Une autre proposition, également adoptée lors de la rencontre nationale, serait qu'une fois par semaine on consacre, dans
chaque classe, une heure à discuter avec des adultes, le professeur principal ou un spécialiste des problèmes qui les
préoccupent, au premier rang desquels ils placent la violence, mais aussi la santé, la sexualité ou le sida.
Voilà qui témoigne encore de leur désir de s'investir dans la lutte contre la violence !
Bien évidemment, le fond de cette violence - même si cela ne l'excuse pas, cela peut l'expliquer - c'est, vous l'avez dit, la
profonde crise sociale et morale que connaissent nombre de familles dans certains quartiers.
Le message que nous devons envoyer à ces jeunes, c'est un message d'espoir, mais un espoir qui se traduise dans des
actes. C'est le cas des emplois-jeunes.
Au début des rencontres pour la jeunesse, au mois de juin, aucun jeune ne me posait des questions sur l'emploi parce
qu'ils n'avaient même pas l'espoir qu'une ministre soit capable de leur répondre sur une telle question, tellement ils avaient
été déçus par les précédents gouvernements !

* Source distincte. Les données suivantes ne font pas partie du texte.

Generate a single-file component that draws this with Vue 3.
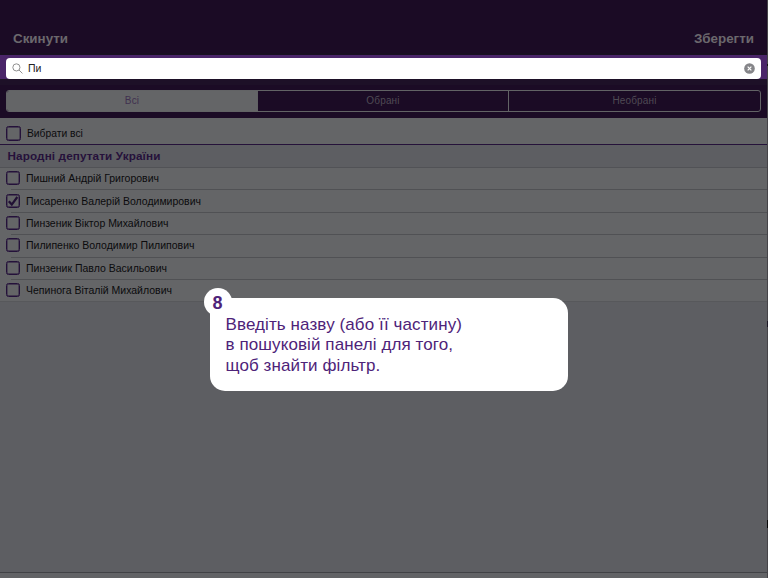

A partir du moment où nous avons mis en oeuvre les emplois-jeunes, les questions sur l'emploi, puis sur la formation et sur
le logement sont réapparues et, finalement, les jeunes nous ont dit qu'ils avaient envie de nous faire confiance, que si,
réellement, ces rencontres étaient suivies d'actes, ils retrouveraient leur envie de s'en mêler, de faire preuve d'une certaine
citoyenneté.
En conclusion, je dirai que l'un des messages les plus applaudis lors de la rencontre nationale de Marly-le-Roy a été le
message, délivré notamment par le Premier ministre, sur la citoyenneté, le retour à l'instruction civique, les droits des
jeunes et leur prise de responsabilités dans la vie publique et dans la vie associative. (Applaudissements sur les travées
du groupe communiste républicain et citoyen, sur les travées socialiste.)